The Unbiased survey reveals why. A quarter of people are worried about the lack of human oversight. Another 23% fear getting inaccurate advice, and 19% have serious data privacy concerns. These aren’t fringe anxieties; they are mainstream, rational fears about handing over control of your financial future to a black box.
This brings us to one of the biggest AI adoption barriers: the absence of accountability. If a human adviser gives you catastrophically bad advice, you can sue them. Who do you sue when an algorithm gets it wrong? The programmer? The company? The server it runs on? The lack of a clear answer is, frankly, terrifying for most people.
The Obvious Robo-Advisor Limitations
The promise of the robo-adviser was a democratisation of financial advice. In reality, their scope is narrow. The robo-advisor limitations become glaringly obvious the moment your life gets complicated.
Are you getting divorced? Inheriting property with complex tax implications? Trying to fund a child’s education while planning for your own retirement and caring for an elderly parent? A robo-adviser will simply stare back with the digital equivalent of a blank face. It’s no wonder that, according to the Unbiased data, a mere 6% of people would be willing to rely solely on an AI platform. Six percent! That’s not a revolution; it’s a niche hobby.
The industry needs to accept that for complex needs, people want a conversation, not a calculation. They want reassurance and a tailored strategy, not just an automated portfolio rebalance.
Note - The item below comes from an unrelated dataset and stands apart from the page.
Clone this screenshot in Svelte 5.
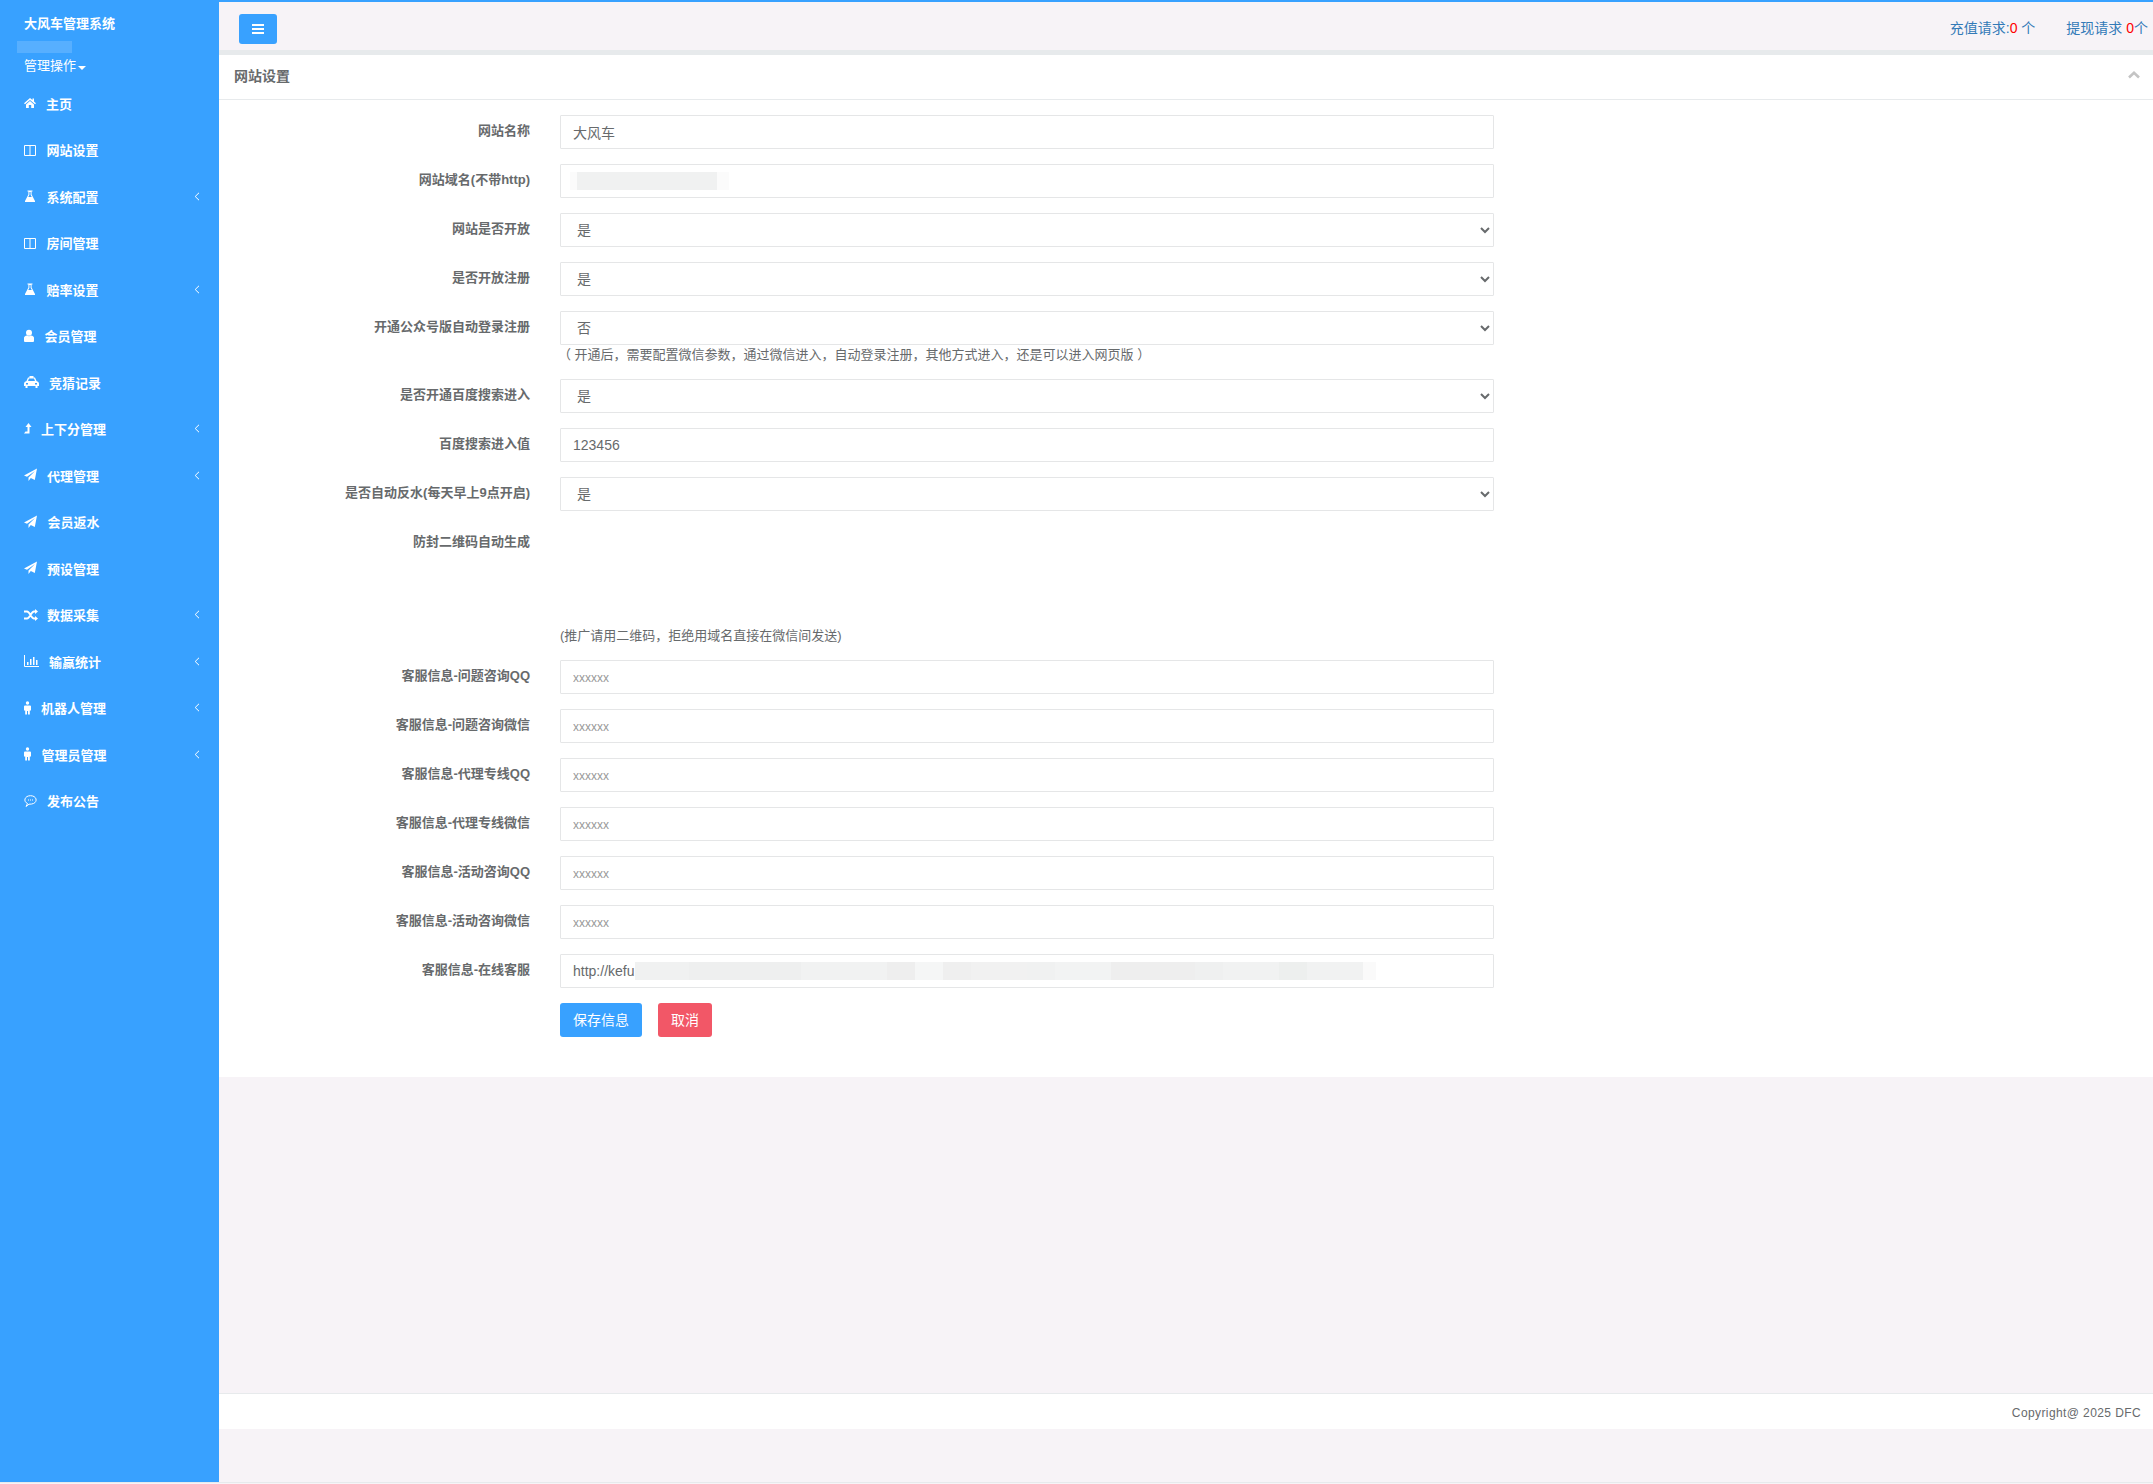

The Enduring Power of a Personal Connection
This brings us to the most underrated element in modern business: the personal connection banking used to be famous for. Financial decisions are life decisions. Choosing a mortgage is about choosing a home. Planning a pension is about envisioning your future. These are intimate, often stressful, processes.
As Tim Grimsditch of Unbiased puts it, “This research shows what many in the industry already sense: people want the human touch in financial advice.” An algorithm can’t share in your excitement about buying your first home or offer a steadying voice when global markets are in freefall. A human can. This isn’t a feature that can be coded; it’s a fundamental part of the service. Financial institutions that forget this will do so at their peril.
The Real Future: Not a Replacement, but a Partnership
So, is AI in finance a failed experiment? Absolutely not. The narrative is just wrong. The future isn’t about AI replacing humans. It’s about AI empowering them.
As Grimsditch insightfully states, “The future isn’t AI instead of advisers, but advisers enabled by AI.” This hybrid model is where the real value lies. Imagine a financial adviser armed with powerful AI tools. The AI can handle the number-crunching, sift through thousands of data points to identify opportunities, automate paperwork, and run complex simulations in seconds.
This frees up the human adviser to do what they do best:
– Listen to the client’s goals and fears.
– Build a relationship based on trust.
– Explain complex topics in simple terms.
– Provide customised, empathetic advice that considers the full picture of a person’s life.
The Unbiased study, which you can read more about on their press release, supports this. While few want a pure AI adviser, people are open to AI in supporting roles. 23% are happy for AI to help match them with a suitable human adviser, and 18% would use it for generating personalised reports that a human then interprets.
The road ahead is not a battle between human vs AI financial advice. It’s about creating a partnership where technology handles the ‘what’ and ‘how’, leaving the human expert to focus on the ‘why’. This synthesis is the only way to overcome the deep-seated AI adoption barriers and build the trust necessary for technology to truly improve our financial lives.
The question for the financial industry is no longer “how do we replace humans with AI?”, but rather “how do we build the best tools to make our human advisers even better?”. And for you, the investor, the question remains: where do you draw the line between automated efficiency and human wisdom?